In other words, the rule change would treat internet service like landline telephone service, allowing the agency to reinstate net neutrality principles. That would prevent internet service providers from discriminating by speeding up or slowing traffic to certain websites. It would also mean that internet service providers can’t charge more for or indiscriminately block access to sites.

“The most important part of this whole move is the one that reinstates the FCC’s oversight over broadband,” said Gigi Sohn, head of the American Association for Public Broadband.

Without the rule change, “the FCC has no regulatory power over broadband internet access providers, which is kind of insane because it’s the most important network of our time,” Sohn said in an interview.

Sohn, a former FCC official, was nominated by President Joe Biden to serve as an FCC commissioner but withdrew because of congressional opposition.
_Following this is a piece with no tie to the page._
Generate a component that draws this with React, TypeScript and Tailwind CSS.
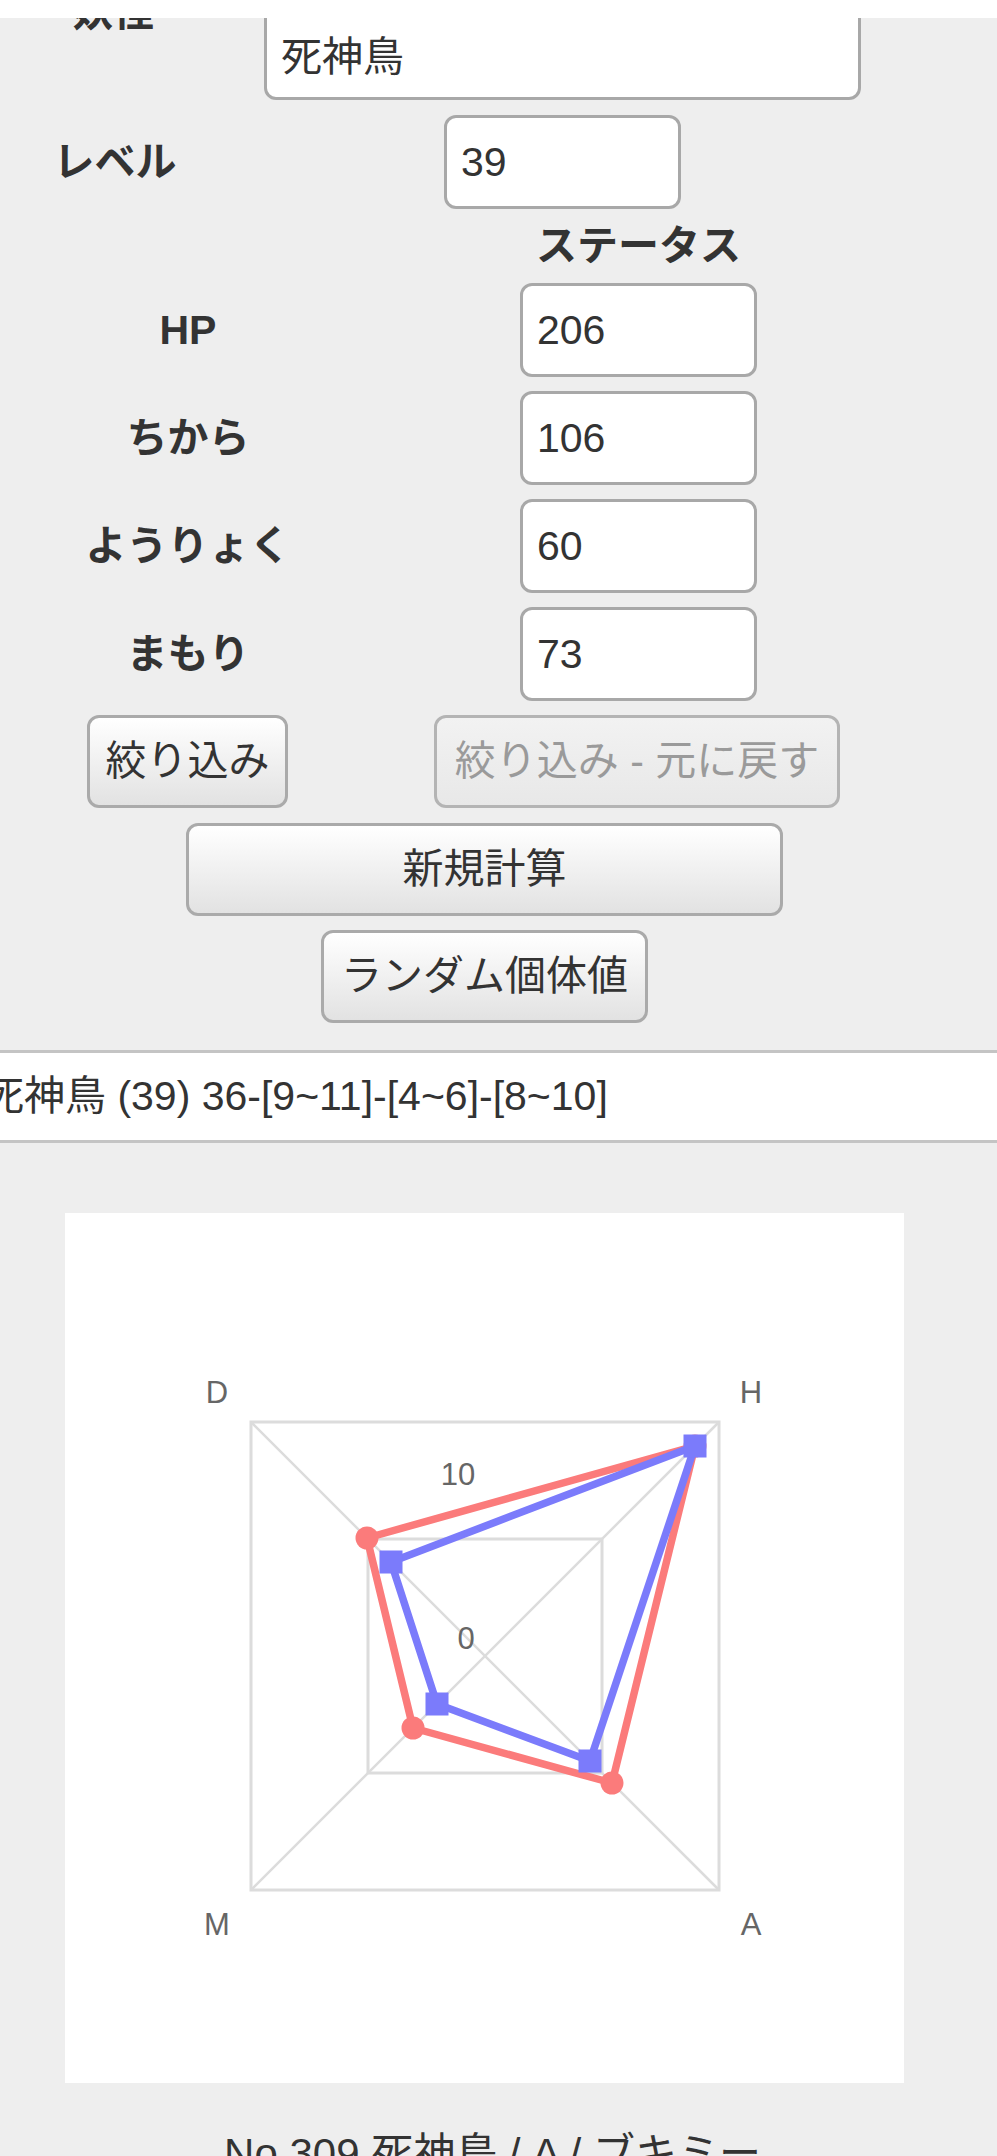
import React from 'react';

const stats = [
  { label: 'HP', value: '206' },
  { label: 'ちから', value: '106' },
  { label: 'ようりょく', value: '60' },
  { label: 'まもり', value: '73' },
];

// radar chart, coordinates in the white card
const cx = 420;
const cy = 443;
const red = [
  [630, 233],
  [547, 570],
  [348, 515],
  [302, 325],
];
const blue = [
  [630, 233],
  [525, 548],
  [372, 491],
  [326, 349],
];

function Field({ value, className }: { value: string; className: string }) {
  return (
    <input
      readOnly
      defaultValue={value}
      className={`h-[94px] rounded-[12px] border-[3px] border-[#a8a8a8] bg-white px-[14px] text-[41px] text-[#333] outline-none ${className}`}
    />
  );
}

function Btn({ label, className }: { label: string; className: string }) {
  return (
    <button
      className={`h-[93px] rounded-[12px] border-[3px] border-[#aaa] bg-linear-to-b from-white to-[#e2e2e2] text-[41px] text-[#333] ${className}`}
    >
      {label}
    </button>
  );
}

function Radar() {
  const pts = (list: number[][]) => list.map((p) => p.join(',')).join(' ');
  return (
    <svg width="839" height="870" viewBox="0 0 839 870">
      <g stroke="#dcdcdc" fill="none">
        <rect x="186" y="209" width="468" height="468" strokeWidth="3" />
        <rect x="303" y="326" width="234" height="234" strokeWidth="3" />
        <line x1="186" y1="209" x2="654" y2="677" strokeWidth="2.5" />
        <line x1="654" y1="209" x2="186" y2="677" strokeWidth="2.5" />
      </g>
      <g fill="#666" fontSize="31" textAnchor="middle" dominantBaseline="central">
        <text x="152" y="179">D</text>
        <text x="686" y="179">H</text>
        <text x="152" y="711">M</text>
        <text x="686" y="711">A</text>
        <text x="393" y="261">10</text>
        <text x="401" y="425">0</text>
      </g>
      <polygon points={pts(red)} fill="none" stroke="#fb7b7b" strokeWidth="7.5" strokeLinejoin="round" />
      {red.map(([x, y], i) => (
        <circle key={i} cx={x} cy={y} r="11.5" fill="#fb7b7b" />
      ))}
      <polygon points={pts(blue)} fill="none" stroke="#7b7bfb" strokeWidth="7.5" strokeLinejoin="round" />
      {blue.map(([x, y], i) => (
        <rect key={i} x={x - 11.5} y={y - 11.5} width="23" height="23" fill="#7b7bfb" />
      ))}
    </svg>
  );
}

export default function App() {
  return (
    <div className="min-h-[2156px] overflow-hidden bg-[#eeeeee] font-['Liberation_Sans','Noto_Sans_CJK_JP',sans-serif] text-[#333]">
      <div className="h-[18px] bg-white" />

      {/* 妖怪 row, scrolled half under the header */}
      <div className="h-[82px] overflow-hidden">
        <div className="-mt-[12px] flex h-[94px] items-start">
          <div className="-mt-[18px] w-[226px] text-center text-[41px] leading-[49px] font-bold">妖怪</div>
          <Field value="死神鳥" className="ml-[38px] w-[597px]" />
        </div>
      </div>

      <div className="mt-[15px] flex h-[94px] items-center">
        <div className="w-[230px] text-center text-[41px] leading-[49px] font-bold">レベル</div>
        <Field value="39" className="ml-[214px] w-[237px]" />
      </div>

      <div className="mt-[13px] ml-[520px] h-[49px] w-[237px] text-center text-[41px] leading-[49px] font-bold">
        ステータス
      </div>

      <div className="mt-[12px] flex flex-col gap-[14px]">
        {stats.map((s) => (
          <div key={s.label} className="flex h-[94px] items-center">
            <div className="w-[376px] text-center text-[41px] leading-[49px] font-bold">{s.label}</div>
            <Field value={s.value} className="ml-[144px] w-[237px]" />
          </div>
        ))}
      </div>

      <div className="mt-[14px] flex">
        <Btn label="絞り込み" className="ml-[87px] w-[201px]" />
        <button
          disabled
          className="ml-[146px] h-[93px] w-[406px] rounded-[12px] border-[3px] border-[#b4b4b4] bg-linear-to-b from-[#f2f2f2] to-[#e8e8e8] text-[41px] text-[#9a9a9a]"
        >
          絞り込み - 元に戻す
        </button>
      </div>
      <div className="mt-[15px] flex">
        <Btn label="新規計算" className="ml-[186px] w-[597px]" />
      </div>
      <div className="mt-[14px] flex">
        <Btn label="ランダム個体値" className="ml-[321px] w-[327px]" />
      </div>

      <div className="mt-[27px] flex h-[93px] items-center border-y-[3px] border-[#c4c4c4] bg-white">
        <span className="-ml-[17px] text-[41px] whitespace-nowrap">死神鳥 (39) 36-[9~11]-[4~6]-[8~10]</span>
      </div>

      <div className="mt-[70px] ml-[65px] h-[870px] w-[839px] bg-white">
        <Radar />
      </div>

      <div className="mt-[46px] w-[985px] text-center text-[42px] leading-[50px] whitespace-nowrap">
        No.309 死神鳥 / A / ブキミー
      </div>
    </div>
  );
}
The reclassification of internet service and net neutrality restoration “are needed protections [that] help protect marginalized groups, faith communities, and political voices and ensure that it is the consumer — not the companies — that decide for themselves how they’d like their experience online to be,” the Electronic Frontier Foundation, a nonprofit group focused on digital rights, said in a statement.

The debate over whether internet service should be considered a telecom service under U.S. law has been playing out for nearly two decades.

The Obama administration in 2015 adopted net neutrality principles that were opposed by Republicans and the industry. The Trump administration rolled back those rules in 2017.